**DATA SEGMENT**
******************************

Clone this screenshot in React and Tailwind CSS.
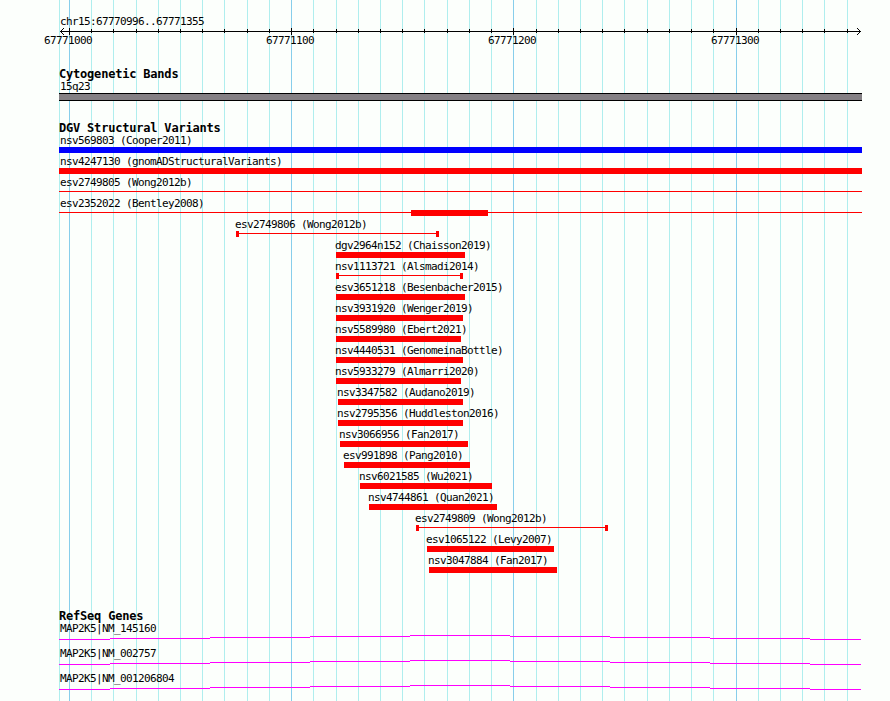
import React from 'react';

const REGION = { left: 59, right: 862 };

const minorLines = [
  59, 91, 113, 136, 158, 180, 202, 224, 247, 269, 313, 336, 358, 380, 402, 424, 447, 469, 491,
  536, 558, 580, 602, 624, 647, 669, 691, 713, 758, 780, 802, 824, 847,
];

const majorLines = [
  { x: 69, label: '67771000' },
  { x: 291, label: '67771100' },
  { x: 513, label: '67771200' },
  { x: 736, label: '67771300' },
];

// start and end are canvas x positions, thick is the filled part of a thin feature
const variants = [
  { name: 'nsv569803 (Cooper2011)', start: 59, end: 862, type: 'gain' },
  { name: 'nsv4247130 (gnomADStructuralVariants)', start: 59, end: 862, type: 'loss' },
  { name: 'esv2749805 (Wong2012b)', start: 59, end: 862, type: 'line' },
  { name: 'esv2352022 (Bentley2008)', start: 59, end: 862, type: 'line', thick: [411, 488] },
  { name: 'esv2749806 (Wong2012b)', start: 236, end: 439, type: 'span' },
  { name: 'dgv2964n152 (Chaisson2019)', start: 336, end: 465, type: 'loss' },
  { name: 'nsv1113721 (Alsmadi2014)', start: 336, end: 463, type: 'span' },
  { name: 'esv3651218 (Besenbacher2015)', start: 336, end: 465, type: 'loss' },
  { name: 'nsv3931920 (Wenger2019)', start: 336, end: 463, type: 'loss' },
  { name: 'nsv5589980 (Ebert2021)', start: 336, end: 461, type: 'loss' },
  { name: 'nsv4440531 (GenomeinaBottle)', start: 336, end: 463, type: 'loss' },
  { name: 'nsv5933279 (Almarri2020)', start: 336, end: 461, type: 'loss' },
  { name: 'nsv3347582 (Audano2019)', start: 338, end: 463, type: 'loss' },
  { name: 'nsv2795356 (Huddleston2016)', start: 338, end: 463, type: 'loss' },
  { name: 'nsv3066956 (Fan2017)', start: 340, end: 468, type: 'loss' },
  { name: 'esv991898 (Pang2010)', start: 344, end: 470, type: 'loss' },
  { name: 'nsv6021585 (Wu2021)', start: 360, end: 492, type: 'loss' },
  { name: 'nsv4744861 (Quan2021)', start: 369, end: 497, type: 'loss' },
  { name: 'esv2749809 (Wong2012b)', start: 416, end: 608, type: 'span' },
  { name: 'esv1065122 (Levy2007)', start: 427, end: 554, type: 'loss' },
  { name: 'nsv3047884 (Fan2017)', start: 429, end: 557, type: 'loss' },
];

const genes = ['MAP2K5|NM_145160', 'MAP2K5|NM_002757', 'MAP2K5|NM_001206804'];

// [x, width, y] of each piece of the intron line
const intron = [
  [0, 51, 4], [51, 100, 3], [151, 100, 2], [251, 100, 1], [351, 100, 0],
  [451, 100, 1], [551, 100, 2], [651, 100, 3], [751, 51, 4],
];

function Grid() {
  return (
    <svg className="absolute inset-0" width="890" height="701" shapeRendering="crispEdges">
      {minorLines.map((x) => (
        <rect key={x} x={x} y="0" width="1" height="701" fill="#afeeee" />
      ))}
      {majorLines.map(({ x }) => (
        <rect key={x} x={x} y="0" width="1" height="701" fill="#87ceeb" />
      ))}
    </svg>
  );
}

function Label({ children }) {
  return (
    <div className="h-[13px] whitespace-pre text-[11px] leading-[13px] tracking-[-0.622px]">
      {children}
    </div>
  );
}

function Heading({ children }) {
  return (
    <h2 className="h-[13px] whitespace-pre text-[12px] font-bold leading-[15px] tracking-[-0.2px]">
      {children}
    </h2>
  );
}

function Ruler() {
  return (
    <header className="pt-[15px] h-[67px]">
      <div className="pl-px"><Label>chr15:67770996..67771355</Label></div>
      <svg className="block" width="803" height="7" shapeRendering="crispEdges">
        <rect x="1" y="3" width="801" height="1" />
        {minorLines.slice(1).map((x) => (
          <rect key={x} x={x - REGION.left} y="1" width="1" height="4" />
        ))}
        {majorLines.map(({ x }) => (
          <rect key={x} x={x - REGION.left} y="0" width="1" height="7" />
        ))}
        <path d="M4 0h1v1h-1zM3 1h1v1h-1zM2 2h1v1h-1zM2 4h1v1h-1zM3 5h1v1h-1zM4 6h1v1h-1z" />
        <path d="M798 0h1v1h-1zM799 1h1v1h-1zM800 2h1v1h-1zM800 4h1v1h-1zM799 5h1v1h-1zM798 6h1v1h-1z" />
      </svg>
      <div className="-ml-[15px] -mt-px flex">
        {majorLines.map(({ x, label }, i) => (
          <div key={x} className={i === 2 ? 'w-[223px] shrink-0' : 'w-[222px] shrink-0'}>
            <Label>{label}</Label>
          </div>
        ))}
      </div>
    </header>
  );
}

function Glyph({ item }) {
  const width = item.end - item.start;
  if (item.type === 'gain') return <div className="h-[6px] bg-[#0000ff]" style={{ width }} />;
  if (item.type === 'loss') return <div className="h-[6px] bg-[#ff0000]" style={{ width }} />;
  return (
    <svg className="block" width={width} height="6" fill="#ff0000" shapeRendering="crispEdges">
      <rect x="0" y="2" width={width} height="1" />
      {item.thick && (
        <rect x={item.thick[0] - item.start} y="0" width={item.thick[1] - item.thick[0]} height="6" />
      )}
      {item.type === 'span' && (
        <>
          <rect x="0" y="0" width="3" height="6" />
          <rect x={width - 3} y="0" width="3" height="6" />
        </>
      )}
    </svg>
  );
}

function Variant({ item }) {
  return (
    <li className="h-[21px]" style={{ marginLeft: item.start - REGION.left }}>
      <div className={item.start === REGION.left ? 'ml-px' : '-ml-px'}>
        <Label>{item.name}</Label>
      </div>
      <Glyph item={item} />
    </li>
  );
}

function Gene({ name }) {
  return (
    <li className="h-[25px]">
      <div className="pl-px"><Label>{name}</Label></div>
      <svg className="block" width="803" height="5" fill="#ff00ff" shapeRendering="crispEdges">
        {intron.map(([x, w, y]) => (
          <rect key={x} x={x} y={y} width={w} height="1" />
        ))}
      </svg>
    </li>
  );
}

export default function App() {
  return (
    <div className="relative h-[701px] w-[890px] overflow-hidden bg-[#fcfffc] font-['DejaVu_Sans_Mono',monospace] text-black">
      <Grid />
      <main className="relative ml-[59px] w-[803px]">
        <Ruler />
        <section className="h-[54px]">
          <Heading>Cytogenetic Bands</Heading>
          <div className="pl-px"><Label>15q23</Label></div>
          <div className="h-[8px] border-y border-black bg-[#848084]" />
        </section>
        <section className="h-[488px]">
          <Heading>DGV Structural Variants</Heading>
          <ul>
            {variants.map((item) => <Variant key={item.name} item={item} />)}
          </ul>
        </section>
        <section>
          <Heading>RefSeq Genes</Heading>
          <ul>
            {genes.map((name) => <Gene key={name} name={name} />)}
          </ul>
        </section>
      </main>
    </div>
  );
}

******************************

**GOAL OF THE EXERCISE**
Pick out each line containing "React" and report it.

**RESPONSE TO THE TASK**
Clone this screenshot in React and Tailwind CSS.
import React from 'react';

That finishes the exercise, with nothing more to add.